U.S. dollar declined as the Fed adopted a hawkish stance

U.S. dollar declined as the Fed adopted a hawkish stance

The U.S. dollar traded under pressure on Friday. The European Central Bank and the Bank of England adopted more hawkish stances than forex markets had expected, boosting the euro and sterling.

However, concerns about the Omicron coronavirus variant soured sentiment, pushing the risk-sensitive Australian dollar in the red and bolstering the safe-haven Japanese yen.

The dollar index lost another 0.06% to 95.914 against six major currencies after plunging to a more than one-week low on Thursday. On the other hand, the British Pound surged forward to $1.33295. In the previous session, it had jumped to high of $1.33755 for the first time since November 24. The Bank of England became the first G7 central bank to raise interest rates since the beginning of the Covid-19 pandemic, surprising most traders and pushing the sterling higher.

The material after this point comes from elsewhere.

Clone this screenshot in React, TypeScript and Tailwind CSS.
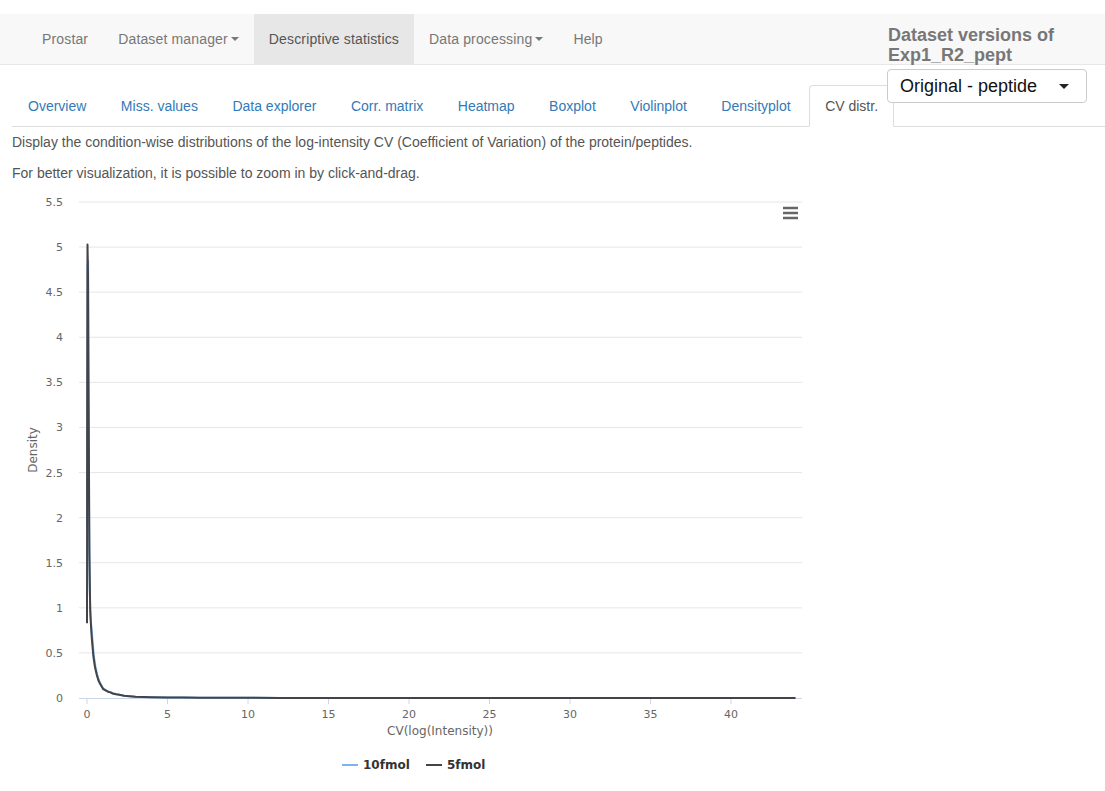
import React from 'react';

const navItems = [
    { label: 'Prostar', caret: false, active: false },
    { label: 'Dataset manager', caret: true, active: false },
    { label: 'Descriptive statistics', caret: false, active: true },
    { label: 'Data processing', caret: true, active: false },
    { label: 'Help', caret: false, active: false },
];

const tabs = ['Overview', 'Miss. values', 'Data explorer', 'Corr. matrix', 'Heatmap', 'Boxplot', 'Violinplot', 'Densityplot', 'CV distr.'];

// chart geometry, in page pixels
const X0 = 87;
const XU = 16.1;
const Y0 = 698;
const YU = 90.18;
const px = (x: number) => X0 + x * XU;
const py = (y: number) => Y0 - y * YU;

const tail: [number, number][] = [
    [0.3, 0.66], [0.4, 0.46], [0.5, 0.34], [0.6, 0.26], [0.7, 0.2], [0.8, 0.16], [0.9, 0.13], [1.0, 0.1],
    [1.15, 0.085], [1.3, 0.07], [1.45, 0.062], [1.6, 0.05], [1.8, 0.042], [2.0, 0.035], [2.3, 0.025],
    [2.6, 0.02], [3.0, 0.013], [3.5, 0.01], [4, 0.008], [5, 0.006], [6, 0.004], [7, 0.003], [8, 0.003],
    [10, 0.002], [12, 0.0015], [15, 0.001], [20, 0.0006], [30, 0.0003], [44, 0],
];

const blackData: [number, number][] = [
    [0, 0.83], [0.015, 3.2], [0.03, 5.03], [0.06, 4.7], [0.09, 3.6], [0.12, 2.7], [0.15, 1.6], [0.2, 0.98], [0.25, 0.8],
    ...tail,
];

const blueData: [number, number][] = [
    [0, 1.9], [0.02, 3.6], [0.04, 4.8], [0.07, 4.85], [0.1, 3.55], [0.13, 2.0], [0.17, 1.2], [0.22, 0.9],
    ...tail.map(([x, y]) => [x + 0.02, y * 1.03] as [number, number]),
];

const toPath = (d: [number, number][]) =>
    d.map(([x, y], i) => `${i === 0 ? 'M' : 'L'}${px(x).toFixed(1)},${py(y).toFixed(1)}`).join(' ');

function Caret() {
    return <span className="inline-block ml-[3px] align-middle border-t-[4px] border-t-current border-x-[4px] border-x-transparent" />;
}

function CvChart() {
    const yTicks = [0, 0.5, 1, 1.5, 2, 2.5, 3, 3.5, 4, 4.5, 5, 5.5];
    const xTicks = [0, 5, 10, 15, 20, 25, 30, 35, 40];
    const font = '"Lucida Grande", "DejaVu Sans", Verdana, sans-serif';
    return (
        <svg width={820} height={600} viewBox="12 190 820 600" className="block" style={{ fontFamily: font }}>
            {yTicks.map((t) => (
                <g key={t}>
                    {t > 0 && <line x1={79} x2={802} y1={py(t)} y2={py(t)} stroke="#e6e6e6" strokeWidth={1} />}
                    <text x={63} y={py(t) + 4} textAnchor="end" fontSize={11} fill="#666">
                        {t}
                    </text>
                </g>
            ))}
            <line x1={79} x2={802} y1={Y0 + 0.5} y2={Y0 + 0.5} stroke="#ccd6eb" strokeWidth={1} />
            {xTicks.map((t) => (
                <g key={t}>
                    <line x1={px(t)} x2={px(t)} y1={Y0} y2={Y0 + 6} stroke="#ccd6eb" strokeWidth={1} />
                    <text x={px(t)} y={718} textAnchor="middle" fontSize={11} fill="#666">
                        {t}
                    </text>
                </g>
            ))}
            <text x={440} y={735} textAnchor="middle" fontSize={12} fill="#666">
                CV(log(Intensity))
            </text>
            <text x={37} y={450} textAnchor="middle" fontSize={12} fill="#666" transform="rotate(-90 37 450)">
                Density
            </text>
            <path d={toPath(blueData)} fill="none" stroke="#7cb5ec" strokeWidth={2} strokeLinejoin="round" />
            <path d={toPath(blackData)} fill="none" stroke="#434348" strokeWidth={2} strokeLinejoin="round" />
            {/* context menu */}
            <g stroke="#666" strokeWidth={2.5}>
                <line x1={783} x2={798} y1={208} y2={208} />
                <line x1={783} x2={798} y1={213} y2={213} />
                <line x1={783} x2={798} y1={218} y2={218} />
            </g>
            {/* legend */}
            <line x1={342} x2={358} y1={765} y2={765} stroke="#7cb5ec" strokeWidth={2} />
            <text x={363} y={769} fontSize={12} fontWeight="bold" fill="#333">
                10fmol
            </text>
            <line x1={426} x2={442} y1={765} y2={765} stroke="#434348" strokeWidth={2} />
            <text x={447} y={769} fontSize={12} fontWeight="bold" fill="#333">
                5fmol
            </text>
        </svg>
    );
}

export default function App() {
    return (
        <div className="relative min-h-[791px] bg-white text-[14px] text-[#333] font-['Liberation_Sans',Arial,sans-serif]">
            <div className="h-[14px]" />
            <nav className="flex h-[51px] bg-[#f8f8f8] border-b border-[#e7e7e7] pl-[27px]">
                {navItems.map((it) => (
                    <div
                        key={it.label}
                        className={`flex items-center px-[15px] tracking-[0.15px] ${it.active ? 'bg-[#e7e7e7] text-[#555]' : 'text-[#777]'}`}
                    >
                        {it.label}
                        {it.caret && <Caret />}
                    </div>
                ))}
            </nav>

            {/* dataset version picker, floats over the navbar and tabs */}
            <div className="absolute left-[887px] top-[25px] w-[200px]">
                <div className="text-[18px] leading-[20px] font-bold text-[#777] pl-[1px]">
                    Dataset versions of
                    <br />
                    Exp1_R2_pept
                </div>
                <div className="mt-[4px] h-[34px] bg-white border border-[#ccc] rounded-[4px] flex items-center justify-between pl-[12px] pr-[17px] text-[18px] text-[#111]">
                    <span>Original - peptide</span>
                    <span className="border-t-[5px] border-t-[#222] border-x-[5px] border-x-transparent" />
                </div>
            </div>

            <div className="pl-[12px] pt-[20px]">
                <div className="flex border-b border-[#ddd]">
                    {tabs.map((t, i) => {
                        const active = i === tabs.length - 1;
                        return (
                            <div
                                key={t}
                                className={`mr-[2.5px] -mb-px px-[15px] py-[10px] leading-[20px] border rounded-t-[4px] ${
                                    active ? 'bg-white border-[#ddd] border-b-white text-[#555]' : 'border-transparent text-[#337ab7]'
                                }`}
                            >
                                {t}
                            </div>
                        );
                    })}
                </div>
                <p className="mt-[5px] mb-[11px] leading-[20px] text-[14px] text-[#555]">
                    Display the condition-wise distributions of the log-intensity CV (Coefficient of Variation) of the protein/peptides.
                </p>
                <p className="mb-[7px] leading-[20px] text-[14px] text-[#555]">
                    For better visualization, it is possible to zoom in by click-and-drag.
                </p>
                <CvChart />
            </div>
        </div>
    );
}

The euro also soared by 0.10% to $1.1340 on Friday. Before that, the common currency skyrocketed to the highest level this month. The ECB outlined plans toward tapering stimulus during the following quarters. It also emphasized that policy would be flexible, though.

Westpac strategists noted that a cautious ECB taper, along with a surprise BoE hike, will probably leave the greenback heavy near-term, especially considering long USD positioning into the end of 2021. They think that the dollar index’s weakness likely won’t extend beyond the low 95s, with the U.S. Federal Reserve far ahead of the ECB in terms of the tightening cycle, as well as dips into the mid-95 level a buying opportunity.

On Wednesday, the agency announced that it plans to end its bond-buying program in March and, afterward, follow up with three quarter-point rate increases in 2022. After this news, the dollar index initially rallied to a three-week high before beginning to decline once more.

What do the other analysts forecast for currencies in the short term?

The head of research at brokerage Pepperstone in Melbourne, Chris Weston, stated that the agency seems to be planning three hikes for 2022. It also sounds optimistic about the economic prosperity despite the Omicron strain. Other central banks also took a more hawkish turn.

Weston doesn’t expect much more upside in British Pound even if the greenback declines further. He noted that the news flow currently seems skewed to the negative side of the ledger. For the same reason, he was hesitant to buy the common currency. But Weston also added that technically a break above $1.1355 should open the way for a test of $1.1480.

Major central banks are taking different paths, underlining deep uncertainties about how the rapidly spreading Omicron will hit various economies and how much each bank should do to fight soaring inflation. The latter is hitting especially hard in the United States and Britain, but less so in Europe.

On Friday, the Bank of Japan dialed back emergency pandemic funding. However, it maintained an ultra-loose policy, extending financial relief for small firms. The bank cemented traders’ expectations that it would remain among the most dovish central banks for the near future.

Due to Omicron worries, the Japanese yen surged forward, exchanging hands as high as 0.23% to 113.445 per greenback.

On Thursday, U.S. President Joe Biden cautioned that the unvaccinated citizens might face a winter of severe illness and death. Meanwhile, Australia’s infection cases hit a pandemic high on Friday. Due to this news, the Australian dollar plunged by as much as 0.41% to $0.7153. Before that, the Aussie rallied to a more than three-week high of $0.7224 in the previous session.


How did the EM currencies fare?

Emerging market currencies plummeted down on Friday. They were poised for weekly losses after the several central banks outlined the global economic threat posed by surging inflation during their recent meetings. MSCI’s index for EM currencies declined by 0.1%. Overall, the currencies were on track to suffer 0.2% losses this week.

Chile, Hungary, and Mexico raised rates this week, signaling that more tightening was on the cards. Moreover, Mexico delivered a 50-basis point (bps) hike, which was bigger than investors expected. Consequently, the peso skyrocketed to an almost one-month high.

The Central Bank of Russia was the last to raise lending rates among EM countries. On Friday, the bank lifted them by 100 bps to 8.5%. It also announced that there may be more rate hikes. The bank is trying to hinder the stubbornly high inflation this year. Thus far, the rouble remained almost unchanged despite the hike.